Moving from employee to IT daily rate contract

I have been doing a lot of work over the last few months with clients who are moving from employee positions to IT daily rate contract. Good IT consultants are worth their weight in gold with daily rate contracts ranging from €500 – €800 per day for those with high levels of expertise. Most contractors I speak to have to turn off their phone during the day because they are getting calls from agencies offering them work!

Moving from being an employee to an IT daily rate contractor involves very little cost. You don’t have to pay for any office space, insurance or other business running costs. You even have your laptop provided for you! There are some things that you need to do when you make that change.

Set up a limited company or be self employed?

It costs a few hundred euro to set up a company and it is easy to do…you hire a secretarial company to take care of all the paperwork for you. in fact, most hiring companies will only deal with contractors who have limited companies, so you are restricting your opportunities by being self employed.

If you set up a limited company, the money you earn is paid into the company account. You then draw down the salary you want and pay income tax on the money taken from the company.

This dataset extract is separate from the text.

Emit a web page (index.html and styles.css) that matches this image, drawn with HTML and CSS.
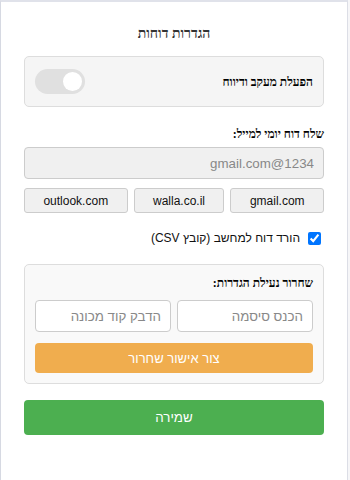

If you are self employed, the money is paid directly into your personal bank account and you pay income tax on all of it.

Get an accountant

Your first cost to working for yourself.  If you are self employed, you need to do a tax return each year. If you set up a limited company, as well as your own tax returns, your company needs to submit annual returns also.

It is a fairly straightforward job for an accountant to do for you once a year.

Loss of entitlements

Employees are entitled to unemployment and sickness benefit. When you work for yourself, you don’t get any of those entitlements from the State. For my daily rate clients, I tell them their second ongoing cost is an income protection plan to ensure they continue to receive an income if they are sick and can’t work.


When it comes to making pension contributions, there is a big difference between whether you are self employed or a limited company.

  • The maximum amount you can contribute to a pension for the self employed (personal pension) is a lot lower than that to a company paid pension.
  • You are liable to PRSI & USC on the contributions to a personal pension plan but not to a company paid pension.
  • You may be able to access your company paid pension from age 50 onwards. For personal pensions, the earliest you can access them from is age 60.


You are a 35 year old on daily rate and will earn €100,000 in the year.

  1. Self employed option – You can contribute 20% of income to a pension ie €20,000. You are also liable to PRSI & USC on that €20,000 ie €2,400
  2. Company paid option – You can contribute up to 63% of income to a pension ie €63,000. You can just draw down an income of €80,000 and the company pays €20,000 to a pension on your behalf. You automatically save €2,400 in unpaid PRSI & USC.

When moving to daily rate, the biggest decision is whether to set up a company to receive your income. The majority of my clients have set up this structure as they have more control as to the amount they take as income and pay income tax on.